There are four major signals to watch. First, whether carriers continue adjusting capacity on Asia-U.S. routes. Second, whether more services return to shorter traditional corridors or keep using longer diversions. Third, whether fuel and insurance costs remain elevated. Fourth, whether weak demand reasserts stronger downward pressure once immediate disruptions begin to fade.
If these pressures ease, rates may soften again. If they remain in place, the market could continue swinging sharply even without a full-scale global shipping crisis. That is what makes 2026 so difficult to navigate. The problem is not just high freight costs. It is the lack of consistency.
Conclusion
The U.S. sea freight market in 2026 is proving that low prices do not automatically create stability. Oversupply and softer demand pushed rates down, but geopolitical risk, rerouting, fuel costs, insurance pressure, and carrier capacity decisions brought volatility back into focus.
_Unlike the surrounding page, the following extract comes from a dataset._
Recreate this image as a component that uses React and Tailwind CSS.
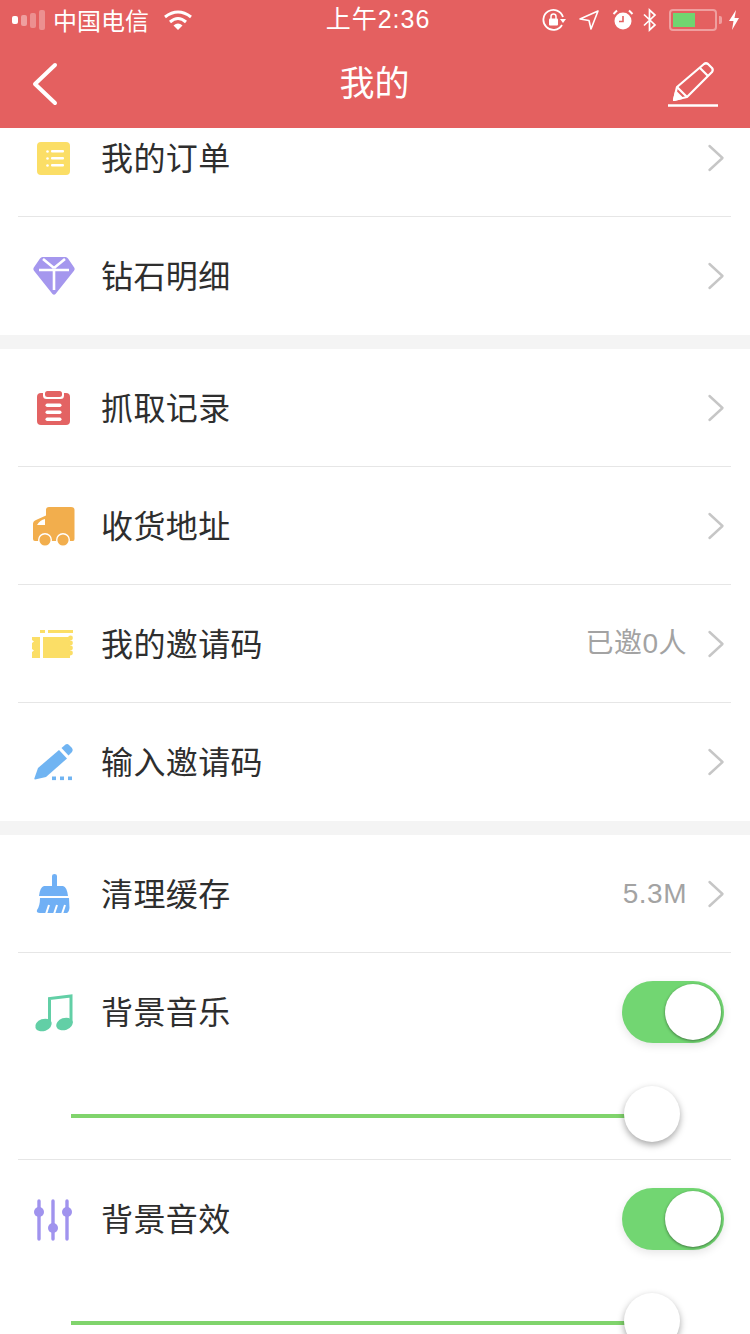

That is why shipping disruptions in 2026 are affecting more than just freight quotes. They are also shaping transit times, planning risk, and overall supply chain reliability. For businesses and consumers alike, the main lesson is clear: cheaper shipping does not always mean smoother shipping. In today’s market, predictability has become just as valuable as price.
FAQs
Are U.S. importers still affected by Middle East shipping disruptions?
Yes. Even when a shipment does not directly pass through affected regions, global shipping networks are connected. Delays, rerouting, and higher operating costs can still affect U.S.-bound cargo.
What is the difference between spot rates and contract rates?
Spot rates are short-term prices for immediate shipments. Contract rates are negotiated for a longer period. In volatile conditions, the gap between the two can become more important for budgeting and planning.
Could sea freight rates fall again later in 2026?
Yes. Excess vessel supply and relatively soft demand still support lower average pricing. However, new disruptions could interrupt that trend at any time.